I think there’s an unspoken reason why so many people are side-eyeing basketball these days in the light of Carlos Yulo’s Olympic wins in gymnastics. For the longest time, basketball has really been symbolic of the Filipino macho, celebrated not just for the great sports that it is, but also for showcasing a performative masculinity that many Filipino men ascribe to.

As a child, I remember the grownup men around me drinking beer and thumping their chests [or their potbellies] as they cheered for their favorite basketball teams on TV, and arguing with each other over who was the best player—Robert Jaworski or Alvin Patrimonio? When I went to school, most of my male classmates were all the same. And I remember feeling left out, because basketball did not interest me at all, and I had no interest to play it. So automatically that made me “queer.” Not wanting to play basketball was a silent mark people judged me by.

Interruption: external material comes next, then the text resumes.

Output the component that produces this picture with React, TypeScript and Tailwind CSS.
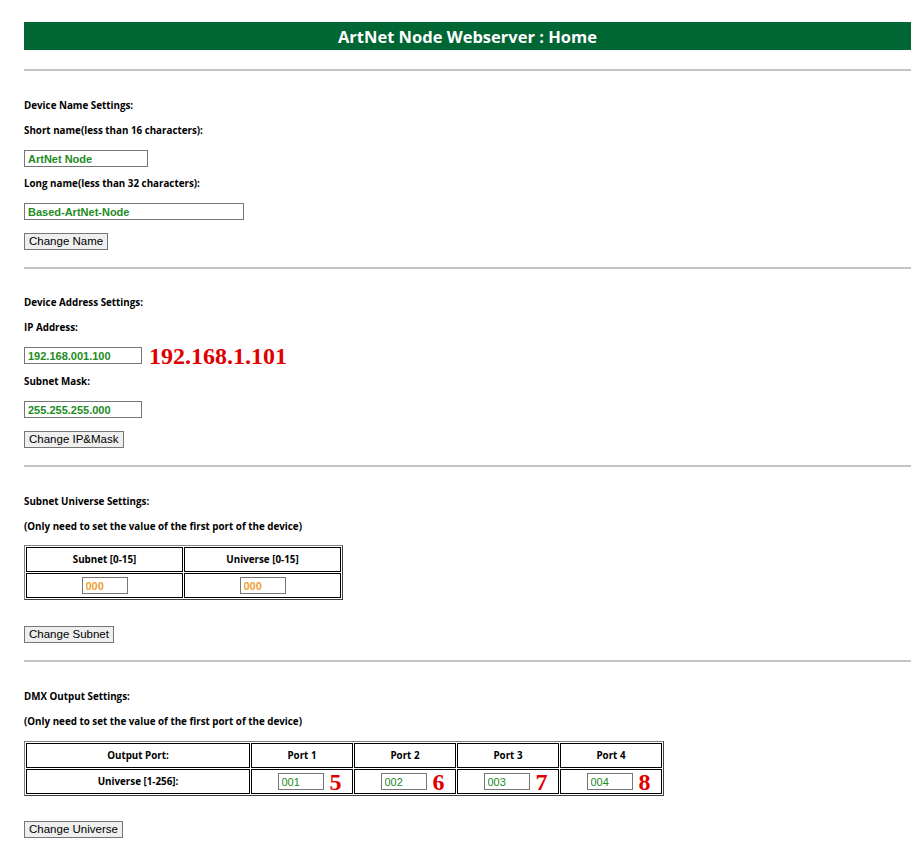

I actually remember, around the age of 11 or 12, making an effort to like basketball. I began watching the PBA on TV. I decided to have a “favorite” team: Ginebra San Miguel—because the men I knew were rabid fans. I studied the moves of the game, I studied the players. All in the effort to be accepted into this boisterous camaraderie of men I felt ostracized from... But I felt like an impostor. It just was not me. I pretended to be such a basketball “fan” for months and months, until I could not pretend anymore. I remember finally saying to myself, “Who cares if I’m not as manly as these men I know?”

There was also the fact that in high school, being forced to play basketball for P.E. classes was always a humiliating torture. I just could not dribble, I just could not shoot baskets. I felt so self-conscious whenever I had to play this darned game just for the grade. And then to hear your classmates tittering around the court about you because how was I a “man” in a basketball-crazy country and not know how to play basketball? Baling bayota uy, klaro kaayo, they’d laugh.

And this is why I hated basketball when I was a kid. I don’t hate it as much anymore as a grownup, but I do know that basketball as a social phenomenon in the Philippines has long been weaponized in a quiet gender warfare that marked so many boys and men as “unfit” or “unmanly,” just because basketball was not something we loved.

Which is why when I first saw the Brgy. Lo-oc gays the other year do “gay basketball,” playing a good game while donning tutus and other queer-affirming costumes, I felt so much joy. It felt like a corrective. It took away the thorn of machismo associated with the game, and for the first time in my life I actually enjoyed the sport.